Outside of creeping on other people’s gardens, I spend a lot of my time volunteering with Southerners on New Ground, a regional organization working for liberation for all across the South. I love to sing, and I play accordion and a little banjo. I attend the East European Folklife Center’s annual Mendocino Balkan Camp, where I serve as Dish Queen and dance the nights away. I also volunteer as a keyboard teacher and band coach with Girls Rock Camp ATL. I try to take advantage of living in the same city as almost my entire extended family and a number of old friends. My partner and I live right of Buford Highway and we love eating and grocery shopping in our neighborhood.
Q: Where is your favorite place on campus? Around Atlanta?
The walk from Swan parking lot down to the farm is heaven on an early spring morning. I love looking out over the Quarry, the crunch of gravel under my feet. With luck one of our red-shouldered hawks might fly over, or our cat, Artful Dodger, might come trotting up, asking loudly for breakfast.
My favorite place in Atlanta is Stone Mountain Park – I love seeing everyone out hiking up and biking around. I think it’s cool how a site with such a painful history could become a place for all Atlantans to play.
Q: Why do you love your job?
I have always loved the stories of everyday people and the science of everyday things.
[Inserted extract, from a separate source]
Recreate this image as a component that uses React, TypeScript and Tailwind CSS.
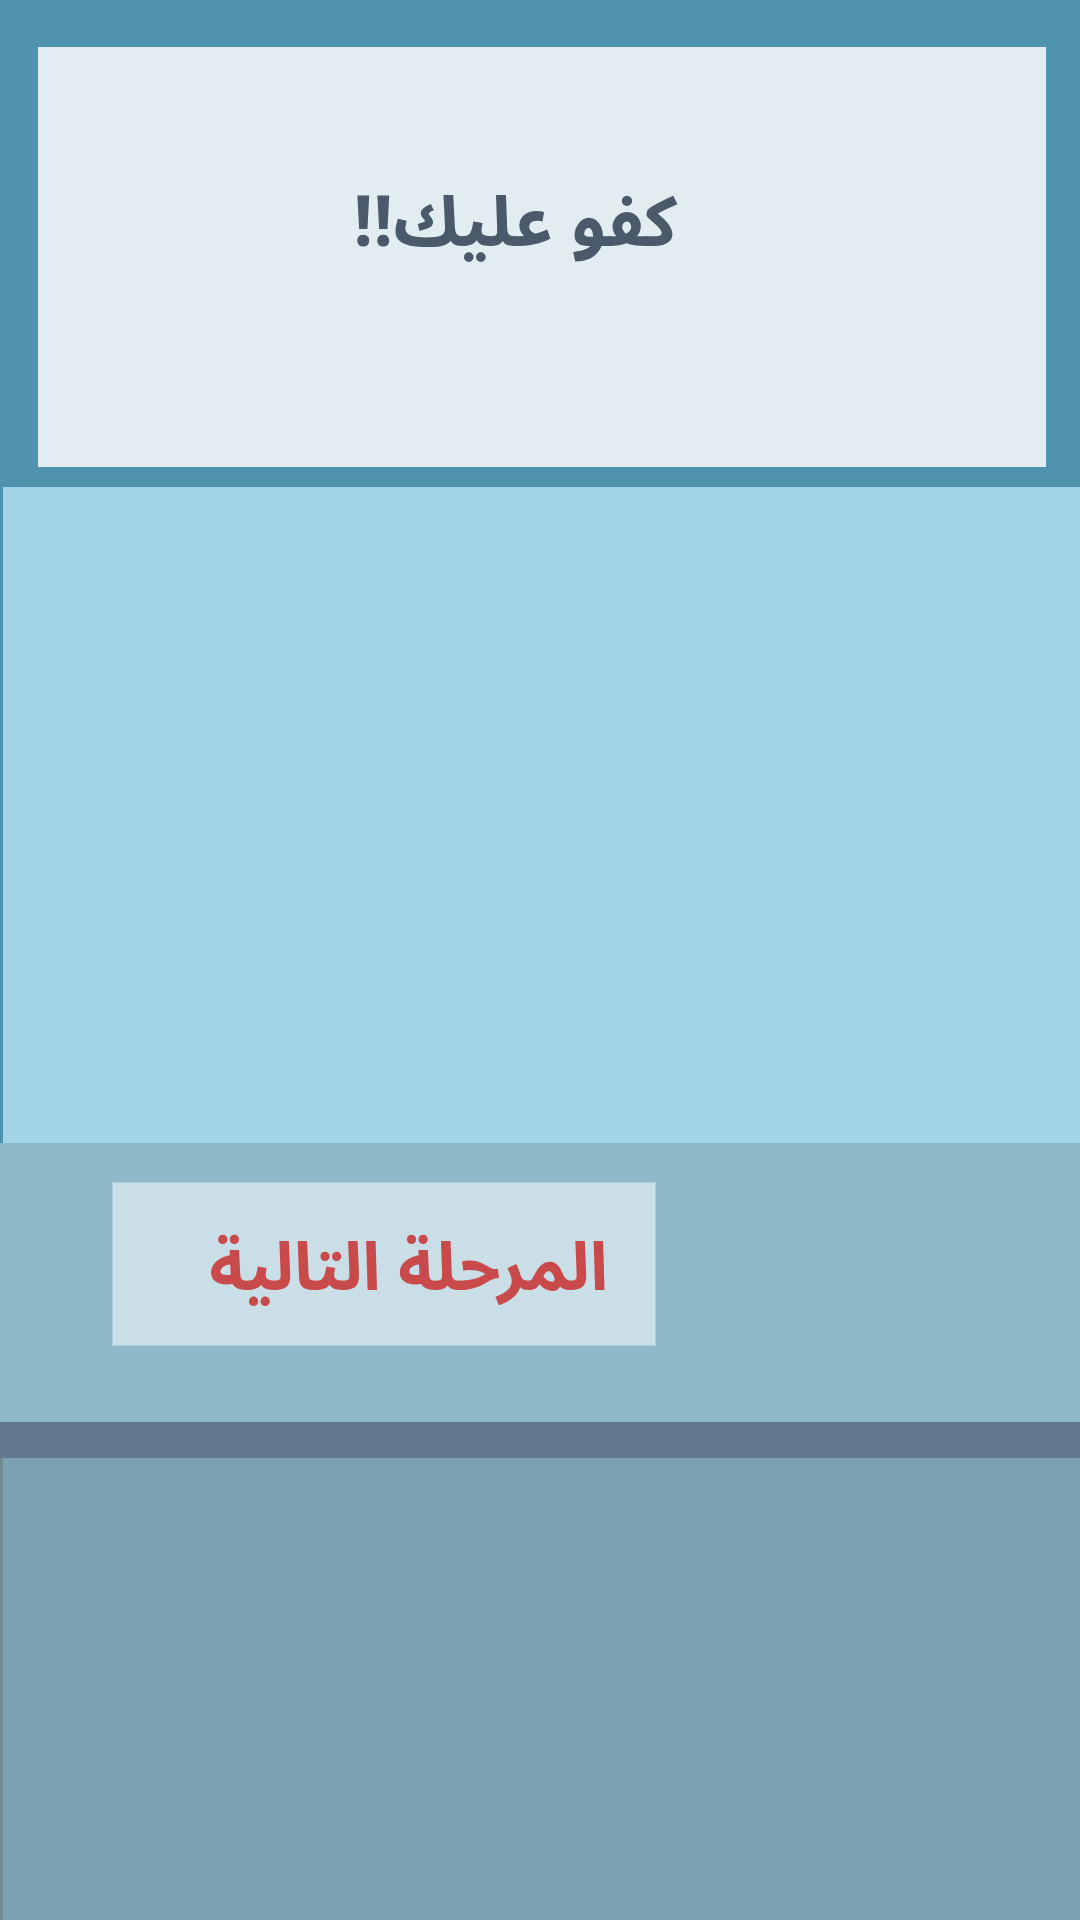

This job offers the best of both worlds. I love helping people see how all of us have a claim to Southern agriculture – the history of farming in the South is not always pretty, but it contains stories of bravery, innovation, and care that often get buried beneath the very real weight of enslavement and abuse. I am grateful for the AHC staff, especially our interpreters, who are willing to go above and beyond to help people see where we’re coming from so that we can better understand where we’re heading.
I also love helping people rediscover things they learned long ago in a classroom in a brand new context – where do beet seeds come from, anyway?? Stop by Smith Family Farm any time to find out – just don’t ask me where the bathroom is!